A group of early to mid-career researchers within the Division of Health Sciences is helping to support their peers to achieve research excellence.
The Health Sciences Early and Mid-Career Researcher Group was established last year by the Division for early and mid-career researchers to support their peers to achieve research excellence at Otago. The group aims to advocate and create opportunities for career development of junior researchers.
The inaugural Health Sciences Early to Mid-Career Researchers Symposium was held on 23 February, themed: “Facilitating Research Excellence, Impact and Sustainability: A Focus on Early and Mid-Career Researchers”.
“The real outcomes that we are seeking here is that we want more successes of course, more successes and career development keep us in jobs and keep the research going. We want to enhance research excellence, but also really focus on research sustainability.”
Division of Health Sciences Pro-Vice-Chancellor Professor Paul Brunton says it is important the University helps to facilitate funding and development opportunities for junior researchers, who at the end of the day are the future of academic endeavours for the university and elsewhere.
He acknowledged 2020 was a difficult year for everyone but particularly for early to mid-career researchers and pledged to work on initiatives and strategies to further support them.
Representatives from the Early & Mid-Career Researchers Management Committee from Dunedin, Christchurch and Wellington attended the symposium both in-person and virtually.

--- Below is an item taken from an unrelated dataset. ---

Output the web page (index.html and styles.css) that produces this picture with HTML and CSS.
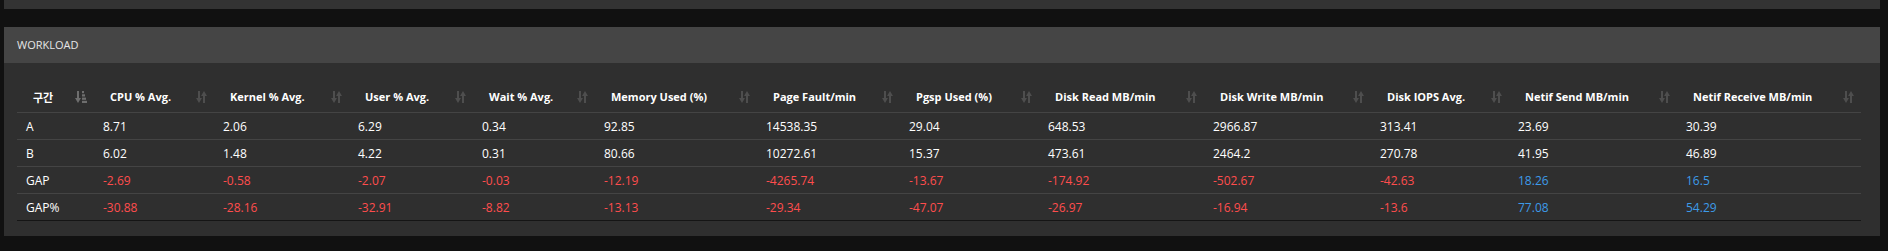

Early & Mid-Career Researchers Management Committee Chair Dr Khoon Lim says the group hopes to launch activator grants through the Division this year. This would involve small pots of funding to help early career researchers conduct preliminary experiments or get access to specialised equipment which would hopefully enhance their chances in gaining future funding, he says.
The Committee is also looking into providing mentoring and professional development programmes throughout the year.
“The real outcomes that we are seeking here is that we want more successes of course, more successes and career development keep us in jobs and keep the research going. We want to enhance research excellence, but also really focus on research sustainability.
“We want to retain the really good talent in the Division and start looking at establishing the new and emerging leaders in the field.”
Recently appointed Associate Dean Research for the Division of Health Sciences Professor Roslyn Kemp sees her role as trying to unify the research within the Division to increase its impact and get more early and mid-career researchers and their ideas funded.
“What we are trying to do as a Division is to say we can support you in any career you choose. Also, we'd like to give you some more real-life examples of opportunities there are in research, and to give you some freedom and some excitement so you can still keep your passion, still keep your research focus and a career but feel happy about it.”
The symposium also featured Director of Research & Enterprise Dr Martin Gagnon who spoke about the role of Research & Enterprise in supporting research excellence.
Research Fellow Maria Larcombe discussed the impact of research, while Senior Lecturer Anna Tiatia Fa'atoese Latu discussed the significance of Māori Health Advancement.